>> START DATA TO USE
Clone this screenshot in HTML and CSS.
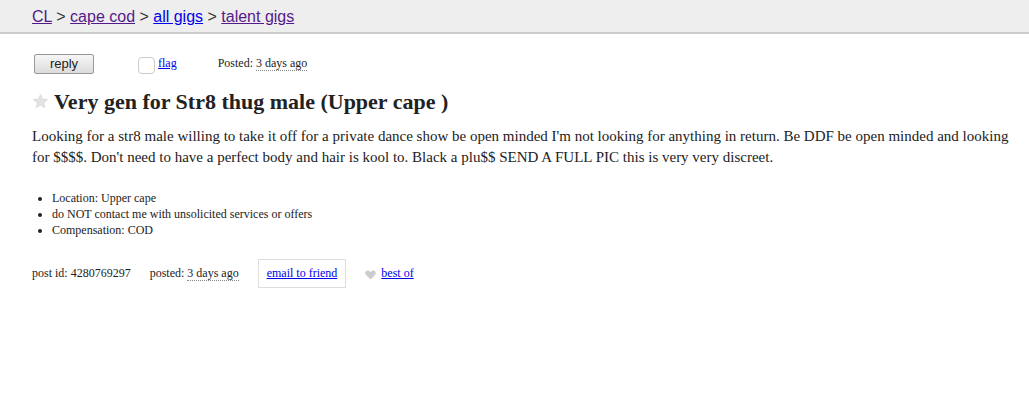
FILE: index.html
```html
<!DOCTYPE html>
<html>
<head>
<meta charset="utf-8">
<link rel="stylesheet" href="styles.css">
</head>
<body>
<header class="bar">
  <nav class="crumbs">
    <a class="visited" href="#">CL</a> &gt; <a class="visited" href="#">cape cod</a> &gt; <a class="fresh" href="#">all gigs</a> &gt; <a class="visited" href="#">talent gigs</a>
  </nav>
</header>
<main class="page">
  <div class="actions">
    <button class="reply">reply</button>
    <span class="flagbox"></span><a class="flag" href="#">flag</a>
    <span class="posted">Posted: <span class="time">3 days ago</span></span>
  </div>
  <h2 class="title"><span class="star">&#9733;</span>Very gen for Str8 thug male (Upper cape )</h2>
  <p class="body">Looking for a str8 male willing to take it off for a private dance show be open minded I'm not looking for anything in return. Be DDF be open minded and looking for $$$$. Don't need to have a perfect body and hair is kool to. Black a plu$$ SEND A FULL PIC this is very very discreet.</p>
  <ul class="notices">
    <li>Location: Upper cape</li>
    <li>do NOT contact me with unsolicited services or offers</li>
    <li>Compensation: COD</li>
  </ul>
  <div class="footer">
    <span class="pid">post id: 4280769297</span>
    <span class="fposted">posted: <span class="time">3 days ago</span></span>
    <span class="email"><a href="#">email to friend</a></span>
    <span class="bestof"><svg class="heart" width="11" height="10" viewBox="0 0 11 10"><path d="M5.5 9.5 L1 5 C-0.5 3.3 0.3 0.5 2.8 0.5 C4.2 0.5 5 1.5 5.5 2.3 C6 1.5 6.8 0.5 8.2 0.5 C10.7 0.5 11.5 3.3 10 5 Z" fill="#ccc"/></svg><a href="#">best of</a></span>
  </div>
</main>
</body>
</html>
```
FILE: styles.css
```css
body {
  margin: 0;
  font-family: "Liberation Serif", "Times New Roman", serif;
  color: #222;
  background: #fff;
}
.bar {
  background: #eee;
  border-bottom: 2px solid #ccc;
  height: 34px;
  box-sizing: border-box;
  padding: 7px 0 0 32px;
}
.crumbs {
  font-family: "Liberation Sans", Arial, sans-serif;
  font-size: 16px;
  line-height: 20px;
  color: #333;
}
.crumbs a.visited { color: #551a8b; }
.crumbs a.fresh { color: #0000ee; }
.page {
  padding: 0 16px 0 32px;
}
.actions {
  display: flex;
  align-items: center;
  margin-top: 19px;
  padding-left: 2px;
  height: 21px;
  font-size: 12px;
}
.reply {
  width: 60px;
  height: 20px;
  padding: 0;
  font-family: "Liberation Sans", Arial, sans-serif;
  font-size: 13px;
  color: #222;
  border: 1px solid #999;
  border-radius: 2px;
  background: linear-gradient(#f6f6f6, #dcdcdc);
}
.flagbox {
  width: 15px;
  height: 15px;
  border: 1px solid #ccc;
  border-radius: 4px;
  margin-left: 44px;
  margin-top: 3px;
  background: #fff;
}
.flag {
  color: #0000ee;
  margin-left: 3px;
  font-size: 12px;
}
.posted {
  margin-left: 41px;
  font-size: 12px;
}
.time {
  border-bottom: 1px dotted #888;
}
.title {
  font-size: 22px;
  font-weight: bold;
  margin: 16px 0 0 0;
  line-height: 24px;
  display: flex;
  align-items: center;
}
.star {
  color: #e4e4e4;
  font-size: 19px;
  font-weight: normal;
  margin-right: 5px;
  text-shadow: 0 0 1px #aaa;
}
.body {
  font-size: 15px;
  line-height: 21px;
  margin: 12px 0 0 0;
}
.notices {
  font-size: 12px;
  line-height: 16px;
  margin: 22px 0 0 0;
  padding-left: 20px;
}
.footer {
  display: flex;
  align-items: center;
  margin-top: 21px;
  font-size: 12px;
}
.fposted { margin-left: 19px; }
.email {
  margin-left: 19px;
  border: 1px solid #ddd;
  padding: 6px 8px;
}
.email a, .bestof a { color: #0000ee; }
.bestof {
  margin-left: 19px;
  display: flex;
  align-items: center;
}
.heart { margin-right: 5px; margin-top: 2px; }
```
>> END DATA TO USE
>> START DATA TO USE
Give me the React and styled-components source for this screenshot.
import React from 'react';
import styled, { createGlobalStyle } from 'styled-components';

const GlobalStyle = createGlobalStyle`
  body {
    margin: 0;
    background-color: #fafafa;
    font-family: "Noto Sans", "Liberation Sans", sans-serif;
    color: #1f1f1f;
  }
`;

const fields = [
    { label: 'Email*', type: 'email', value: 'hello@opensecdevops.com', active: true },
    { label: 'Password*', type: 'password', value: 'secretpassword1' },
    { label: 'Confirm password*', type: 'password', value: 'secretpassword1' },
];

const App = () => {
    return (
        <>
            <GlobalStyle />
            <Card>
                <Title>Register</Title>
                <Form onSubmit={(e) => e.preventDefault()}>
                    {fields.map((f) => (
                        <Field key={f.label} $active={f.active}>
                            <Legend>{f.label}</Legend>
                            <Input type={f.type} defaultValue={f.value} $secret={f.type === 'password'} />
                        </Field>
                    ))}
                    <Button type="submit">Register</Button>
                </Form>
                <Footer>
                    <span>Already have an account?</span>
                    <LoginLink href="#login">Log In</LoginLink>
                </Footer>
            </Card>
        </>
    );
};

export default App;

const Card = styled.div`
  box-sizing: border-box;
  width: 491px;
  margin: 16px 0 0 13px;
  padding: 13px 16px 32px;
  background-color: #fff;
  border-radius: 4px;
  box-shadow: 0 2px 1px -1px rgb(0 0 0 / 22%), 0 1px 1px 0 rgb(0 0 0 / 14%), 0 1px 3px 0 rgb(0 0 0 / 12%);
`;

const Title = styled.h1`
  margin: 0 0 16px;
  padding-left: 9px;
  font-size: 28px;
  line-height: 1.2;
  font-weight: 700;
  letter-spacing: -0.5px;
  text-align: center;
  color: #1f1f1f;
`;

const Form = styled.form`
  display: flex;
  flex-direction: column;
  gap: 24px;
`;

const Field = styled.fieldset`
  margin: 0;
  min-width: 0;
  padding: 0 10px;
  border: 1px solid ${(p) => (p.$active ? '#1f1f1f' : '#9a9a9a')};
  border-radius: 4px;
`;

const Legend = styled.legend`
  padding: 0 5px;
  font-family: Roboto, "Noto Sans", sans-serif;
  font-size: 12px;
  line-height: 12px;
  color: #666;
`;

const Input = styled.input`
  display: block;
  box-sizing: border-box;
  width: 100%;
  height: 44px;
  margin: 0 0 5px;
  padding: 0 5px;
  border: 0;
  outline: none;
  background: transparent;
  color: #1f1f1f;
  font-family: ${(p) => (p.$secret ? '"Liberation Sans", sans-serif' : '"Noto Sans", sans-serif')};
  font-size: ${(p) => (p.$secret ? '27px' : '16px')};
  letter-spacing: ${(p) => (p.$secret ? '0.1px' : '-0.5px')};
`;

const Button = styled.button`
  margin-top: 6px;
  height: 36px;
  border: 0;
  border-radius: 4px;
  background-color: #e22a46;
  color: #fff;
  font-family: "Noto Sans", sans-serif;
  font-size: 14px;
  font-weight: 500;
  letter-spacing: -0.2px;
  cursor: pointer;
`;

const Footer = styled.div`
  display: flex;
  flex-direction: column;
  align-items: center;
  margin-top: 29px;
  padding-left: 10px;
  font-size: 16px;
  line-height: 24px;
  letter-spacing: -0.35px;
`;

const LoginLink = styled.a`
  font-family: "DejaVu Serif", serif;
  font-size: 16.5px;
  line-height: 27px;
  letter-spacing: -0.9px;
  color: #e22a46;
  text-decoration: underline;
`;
>> END DATA TO USE
>> START DATA TO USE
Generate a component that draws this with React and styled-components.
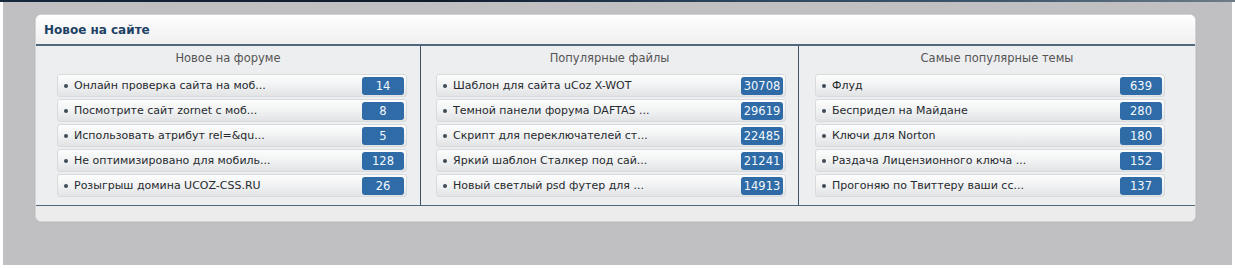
>> END DATA TO USE
Scan the listing above for the word "components" and show each line where it is found.

* RESPONSE
Give me the React and styled-components source for this screenshot.
import styled, { createGlobalStyle } from 'styled-components';
Generate a component that draws this with React and styled-components.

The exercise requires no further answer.